Exercise – Print all of the lines exactly. Any picture among them stays out.

Provided data –
┄┄┄┄┄┄
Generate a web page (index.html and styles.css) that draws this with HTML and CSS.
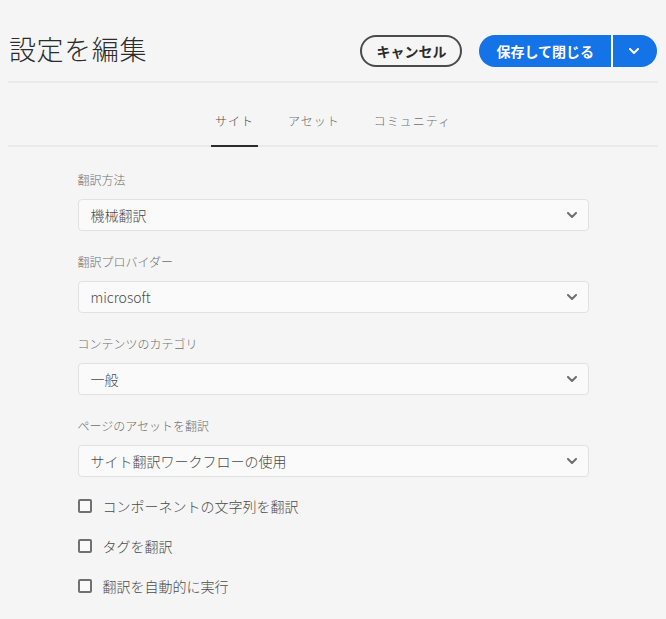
FILE: index.html
```html
<!DOCTYPE html>
<html lang="ja">
<head>
<meta charset="utf-8">
<title>設定を編集</title>
<link rel="stylesheet" href="styles.css">
</head>
<body>
<div class="page">
  <header class="header">
    <h1 class="title">設定を編集</h1>
    <div class="actions">
      <button class="btn-cancel" type="button">キャンセル</button>
      <div class="save-group">
        <button class="btn-save" type="button">保存して閉じる</button>
        <button class="btn-more" type="button" aria-label="その他">
          <svg width="10" height="6" viewBox="0 0 10 6"><path d="M1 1 L5 5 L9 1" fill="none" stroke="#fff" stroke-width="2" stroke-linecap="round" stroke-linejoin="round"/></svg>
        </button>
      </div>
    </div>
  </header>

  <nav class="tabs">
    <div class="tab active">サイト</div>
    <div class="tab">アセット</div>
    <div class="tab">コミュニティ</div>
  </nav>

  <form class="form">
    <div class="field">
      <div class="label">翻訳方法</div>
      <div class="select"><span class="value">機械翻訳</span><svg class="chev" width="10" height="6" viewBox="0 0 10 6"><path d="M1 1 L5 5 L9 1" fill="none" stroke="#6e6e6e" stroke-width="2" stroke-linecap="round" stroke-linejoin="round"/></svg></div>
    </div>
    <div class="field">
      <div class="label">翻訳プロバイダー</div>
      <div class="select"><span class="value">microsoft</span><svg class="chev" width="10" height="6" viewBox="0 0 10 6"><path d="M1 1 L5 5 L9 1" fill="none" stroke="#6e6e6e" stroke-width="2" stroke-linecap="round" stroke-linejoin="round"/></svg></div>
    </div>
    <div class="field">
      <div class="label">コンテンツのカテゴリ</div>
      <div class="select"><span class="value">一般</span><svg class="chev" width="10" height="6" viewBox="0 0 10 6"><path d="M1 1 L5 5 L9 1" fill="none" stroke="#6e6e6e" stroke-width="2" stroke-linecap="round" stroke-linejoin="round"/></svg></div>
    </div>
    <div class="field last">
      <div class="label">ページのアセットを翻訳</div>
      <div class="select"><span class="value">サイト翻訳ワークフローの使用</span><svg class="chev" width="10" height="6" viewBox="0 0 10 6"><path d="M1 1 L5 5 L9 1" fill="none" stroke="#6e6e6e" stroke-width="2" stroke-linecap="round" stroke-linejoin="round"/></svg></div>
    </div>
    <div class="checks">
      <label class="check"><span class="box"></span><span class="check-text">コンポーネントの文字列を翻訳</span></label>
      <label class="check"><span class="box"></span><span class="check-text">タグを翻訳</span></label>
      <label class="check"><span class="box"></span><span class="check-text">翻訳を自動的に実行</span></label>
    </div>
  </form>
</div>
</body>
</html>
```

FILE: styles.css
```css
* { box-sizing: border-box; }

html, body {
  background: #f5f5f5;
}

body {
  margin: 8px;
  font-family: "Noto Sans CJK JP", "Noto Sans", sans-serif;
  color: #4b4b4b;
}

.page {
  width: 650px;
}

.header {
  display: flex;
  align-items: center;
  justify-content: space-between;
  padding: 27px 1px 14px 1px;
  border-bottom: 2px solid #eaeaea;
}

.title {
  margin: 0 0 4px 0;
  font-size: 27px;
  font-weight: 300;
  line-height: 28px;
  letter-spacing: 0.6px;
  color: #2c2c2c;
}

.actions {
  display: flex;
  align-items: center;
  gap: 17px;
}

.btn-cancel {
  height: 32px;
  padding: 0 14px;
  border: 2px solid #4b4b4b;
  border-radius: 16px;
  background: transparent;
  color: #2c2c2c;
  font-family: inherit;
  font-size: 14px;
  font-weight: 700;
  line-height: 28px;
}

.save-group {
  display: flex;
}

.btn-save {
  height: 32px;
  padding: 0 17px;
  border: none;
  border-radius: 16px 0 0 16px;
  background: #1473e6;
  color: #fff;
  font-family: inherit;
  font-size: 14px;
  font-weight: 700;
  line-height: 32px;
}

.btn-more {
  width: 46px;
  height: 32px;
  padding: 0 2px 0 0;
  border: none;
  border-left: 2px solid #ffffff;
  border-radius: 0 16px 16px 0;
  background: #1473e6;
  display: flex;
  align-items: center;
  justify-content: center;
}

.tabs {
  display: flex;
  justify-content: center;
  gap: 26px;
  padding-top: 30px;
  border-bottom: 2px solid #eaeaea;
}

.tab {
  padding: 0 4px 16px;
  margin-bottom: -2px;
  border-bottom: 2px solid transparent;
  font-size: 12px;
  font-weight: 300;
  letter-spacing: 1px;
  line-height: 16px;
  color: #6e6e6e;
}

.tab.active {
  border-bottom-color: #2c2c2c;
  color: #4b4b4b;
}

.form {
  width: 511px;
  margin: 25px auto 0;
}

.field {
  margin-bottom: 23px;
}

.field.last {
  margin-bottom: 13px;
}

.label {
  font-size: 12px;
  font-weight: 300;
  line-height: 16px;
  color: #6e6e6e;
  margin-bottom: 11px;
}

.select {
  display: flex;
  align-items: center;
  justify-content: space-between;
  height: 32px;
  padding: 0 11px 0 12px;
  border: 1px solid #e1e1e1;
  border-radius: 4px;
  background: #fafafa;
}

.value {
  font-size: 14px;
  font-weight: 300;
  color: #4b4b4b;
  line-height: 20px;
}

.checks {
  display: flex;
  flex-direction: column;
  gap: 8px;
}

.check {
  display: flex;
  align-items: center;
  height: 32px;
  gap: 11px;
}

.box {
  width: 14px;
  height: 14px;
  border: 2px solid #707070;
  border-radius: 2px;
  background: #fafafa;
  flex: none;
}

.check-text {
  font-size: 14px;
  font-weight: 300;
  line-height: 20px;
  color: #4b4b4b;
}
```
┄┄┄┄┄┄
Answer to this exercise –
Generate a web page (index.html and styles.css) that draws this with HTML and CSS.
FILE: index.html
```html
<!DOCTYPE html>
<html lang="ja">
<head>
<meta charset="utf-8">
<title>設定を編集</title>
<link rel="stylesheet" href="styles.css">
</head>
<body>
<div class="page">
  <header class="header">
    <h1 class="title">設定を編集</h1>
    <div class="actions">
      <button class="btn-cancel" type="button">キャンセル</button>
      <div class="save-group">
        <button class="btn-save" type="button">保存して閉じる</button>
        <button class="btn-more" type="button" aria-label="その他">
          <svg width="10" height="6" viewBox="0 0 10 6"><path d="M1 1 L5 5 L9 1" fill="none" stroke="#fff" stroke-width="2" stroke-linecap="round" stroke-linejoin="round"/></svg>
        </button>
      </div>
    </div>
  </header>

  <nav class="tabs">
    <div class="tab active">サイト</div>
    <div class="tab">アセット</div>
    <div class="tab">コミュニティ</div>
  </nav>

  <form class="form">
    <div class="field">
      <div class="label">翻訳方法</div>
      <div class="select"><span class="value">機械翻訳</span><svg class="chev" width="10" height="6" viewBox="0 0 10 6"><path d="M1 1 L5 5 L9 1" fill="none" stroke="#6e6e6e" stroke-width="2" stroke-linecap="round" stroke-linejoin="round"/></svg></div>
    </div>
    <div class="field">
      <div class="label">翻訳プロバイダー</div>
      <div class="select"><span class="value">microsoft</span><svg class="chev" width="10" height="6" viewBox="0 0 10 6"><path d="M1 1 L5 5 L9 1" fill="none" stroke="#6e6e6e" stroke-width="2" stroke-linecap="round" stroke-linejoin="round"/></svg></div>
    </div>
    <div class="field">
      <div class="label">コンテンツのカテゴリ</div>
      <div class="select"><span class="value">一般</span><svg class="chev" width="10" height="6" viewBox="0 0 10 6"><path d="M1 1 L5 5 L9 1" fill="none" stroke="#6e6e6e" stroke-width="2" stroke-linecap="round" stroke-linejoin="round"/></svg></div>
    </div>
    <div class="field last">
      <div class="label">ページのアセットを翻訳</div>
      <div class="select"><span class="value">サイト翻訳ワークフローの使用</span><svg class="chev" width="10" height="6" viewBox="0 0 10 6"><path d="M1 1 L5 5 L9 1" fill="none" stroke="#6e6e6e" stroke-width="2" stroke-linecap="round" stroke-linejoin="round"/></svg></div>
    </div>
    <div class="checks">
      <label class="check"><span class="box"></span><span class="check-text">コンポーネントの文字列を翻訳</span></label>
      <label class="check"><span class="box"></span><span class="check-text">タグを翻訳</span></label>
      <label class="check"><span class="box"></span><span class="check-text">翻訳を自動的に実行</span></label>
    </div>
  </form>
</div>
</body>
</html>
```

FILE: styles.css
```css
* { box-sizing: border-box; }

html, body {
  background: #f5f5f5;
}

body {
  margin: 8px;
  font-family: "Noto Sans CJK JP", "Noto Sans", sans-serif;
  color: #4b4b4b;
}

.page {
  width: 650px;
}

.header {
  display: flex;
  align-items: center;
  justify-content: space-between;
  padding: 27px 1px 14px 1px;
  border-bottom: 2px solid #eaeaea;
}

.title {
  margin: 0 0 4px 0;
  font-size: 27px;
  font-weight: 300;
  line-height: 28px;
  letter-spacing: 0.6px;
  color: #2c2c2c;
}

.actions {
  display: flex;
  align-items: center;
  gap: 17px;
}

.btn-cancel {
  height: 32px;
  padding: 0 14px;
  border: 2px solid #4b4b4b;
  border-radius: 16px;
  background: transparent;
  color: #2c2c2c;
  font-family: inherit;
  font-size: 14px;
  font-weight: 700;
  line-height: 28px;
}

.save-group {
  display: flex;
}

.btn-save {
  height: 32px;
  padding: 0 17px;
  border: none;
  border-radius: 16px 0 0 16px;
  background: #1473e6;
  color: #fff;
  font-family: inherit;
  font-size: 14px;
  font-weight: 700;
  line-height: 32px;
}

.btn-more {
  width: 46px;
  height: 32px;
  padding: 0 2px 0 0;
  border: none;
  border-left: 2px solid #ffffff;
  border-radius: 0 16px 16px 0;
  background: #1473e6;
  display: flex;
  align-items: center;
  justify-content: center;
}

.tabs {
  display: flex;
  justify-content: center;
  gap: 26px;
  padding-top: 30px;
  border-bottom: 2px solid #eaeaea;
}

.tab {
  padding: 0 4px 16px;
  margin-bottom: -2px;
  border-bottom: 2px solid transparent;
  font-size: 12px;
  font-weight: 300;
  letter-spacing: 1px;
  line-height: 16px;
  color: #6e6e6e;
}

.tab.active {
  border-bottom-color: #2c2c2c;
  color: #4b4b4b;
}

.form {
  width: 511px;
  margin: 25px auto 0;
}

.field {
  margin-bottom: 23px;
}

.field.last {
  margin-bottom: 13px;
}

.label {
  font-size: 12px;
  font-weight: 300;
  line-height: 16px;
  color: #6e6e6e;
  margin-bottom: 11px;
}

.select {
  display: flex;
  align-items: center;
  justify-content: space-between;
  height: 32px;
  padding: 0 11px 0 12px;
  border: 1px solid #e1e1e1;
  border-radius: 4px;
  background: #fafafa;
}

.value {
  font-size: 14px;
  font-weight: 300;
  color: #4b4b4b;
  line-height: 20px;
}

.checks {
  display: flex;
  flex-direction: column;
  gap: 8px;
}

.check {
  display: flex;
  align-items: center;
  height: 32px;
  gap: 11px;
}

.box {
  width: 14px;
  height: 14px;
  border: 2px solid #707070;
  border-radius: 2px;
  background: #fafafa;
  flex: none;
}

.check-text {
  font-size: 14px;
  font-weight: 300;
  line-height: 20px;
  color: #4b4b4b;
}
```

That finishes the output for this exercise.